Korean maker passes Mazda


This wasn't supposed to be Hyundai's year.

It was to be the comeback year for Mazda's North American operations. With a redesigned minivan and a new SUV, Irvine, Calif.-based Mazda was finally going to make up for 14 years of lagging sales.

Instead, it's South Korea's Hyundai putting huge footprints on Asian auto sales records. Sales through May are up 81 percent, to 99,930, enough to put it ahead of Mazda for the first time in the two brands' U.S. history. Mazda is up a scant 1.9 percent to 99,425.

"I think Hyundai may well beat Mazda for the year," said Gordon Wangers of Automotive Marketing Consultants Inc. of Vista, Calif.

Later this summer, both brands roll out new sport utility vehicles, both designed at their Orange County, Calif., design centers and aimed at Southern Californians. Over the next six months, the companies will spend millions to woo buyers.

A quick look at the stats:

Both new SUVs are hybrids based on a midsize car platform. That's the strategy that made Toyota's Camry-based Lexus RX-300 so successful.

Both offer a V-6 with substantial power.

Both will be available for less than $20,000.

Hyundai executives are counting on their Santa Fe SUV to finally make the Korean brand something to which people aspire. Mazda's counting on the Tribute to boost lackluster sales.
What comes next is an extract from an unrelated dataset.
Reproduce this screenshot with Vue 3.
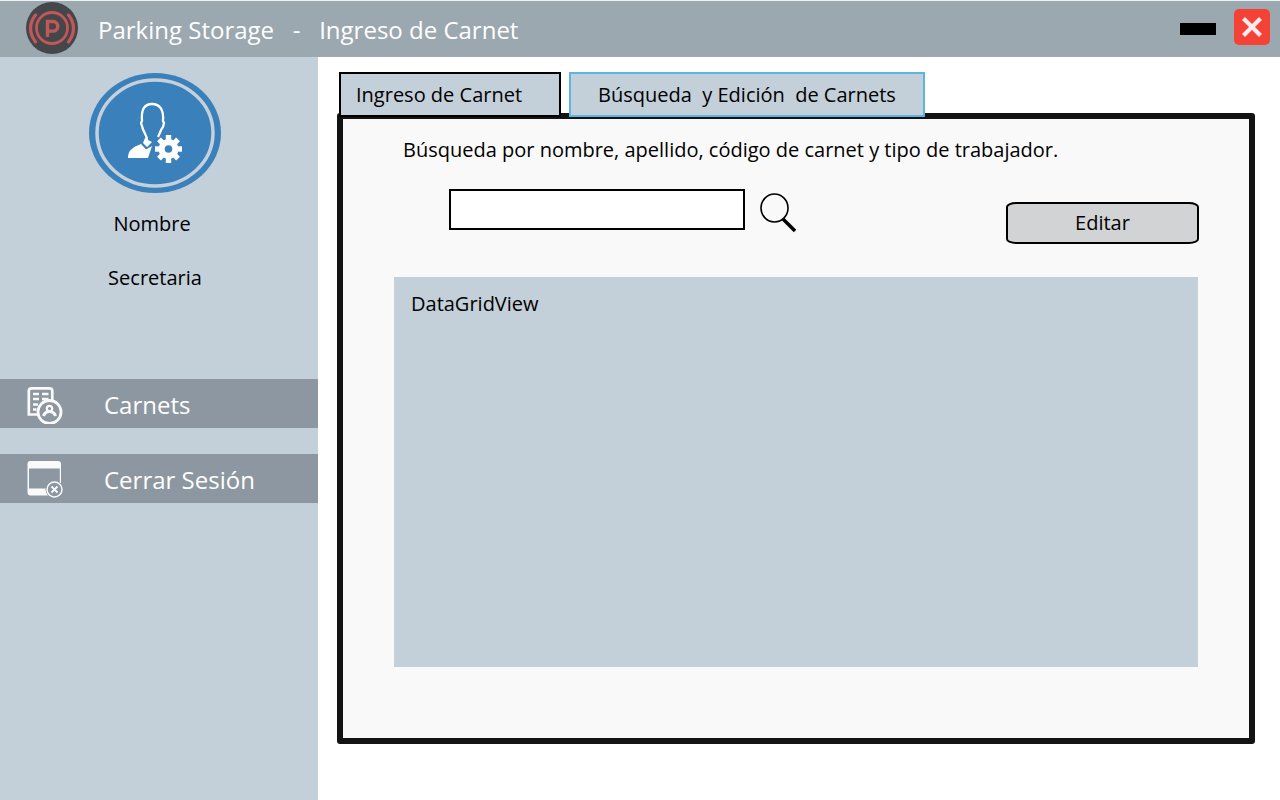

For Mazda, a company in the right place at the right time with its affordable RX-7 sports car and its retro-styled Miata roadster, the past six years were disappointing. Upscale automakers like BMW and Porsche and now Honda stole the Miata's thunder. Cars like the MX-6 coupe and the Millenia sedan were never marketed properly. And Mazda's 626 midsize car never stood out in comparison with Camry and Honda's Accord.

Faced with an oversupply of the cars, Ford, which owns a controlling stake in Mazda, and Mazda announced last month that they were cutting one-third of the work force at their joint venture in Flat Rock, Mich., where Mazda 626 sedans and Mercury Cougars are built.

Mazda and Ford are betting that things will be different with the Tribute. Loosely based on the 626 chassis, the Tribute has an optional 200-horsepower V-6.

It's built at Ford's Kansas City, Mo., plant and shares the same basic chassis and engines as the new Ford Escape. Mazda hopes to sell 20,000 of them in the first year.

The first Hyundais brought to the United States in the late 1980s were so unreliable they led to a 10-year decline in sales. That only really began to reverse last year when Hyundai offered a 100,000-mile "decade of dependability" warranty.

Wangers says Hyundais are much better than they used to be. But it's still difficult to get many consumers to consider them. One tactic that Hyundai has been using is fleet sales to major rental chains, a sneaky way of getting more people to drive Hyundais. Next year, Hyundai goes further up-market with the $24,000 XG 300.

Finbarr O'Neill, chief executive of Hyundai Motor America, hopes the coup de grace will be the Santa Fe, designed at Hyundai's Fountain Valley design center. Based on a Sonata platform, the 185-horsepower Santa Fe V-6 offers strong acceleration and near car-like drivability, in a high-riding, rugged package. Hyundai will trot the Santa Fe out for U.S. automotive journalists this month.

"The reception the Santa Fe gets will be critical to our success," O'Neill said.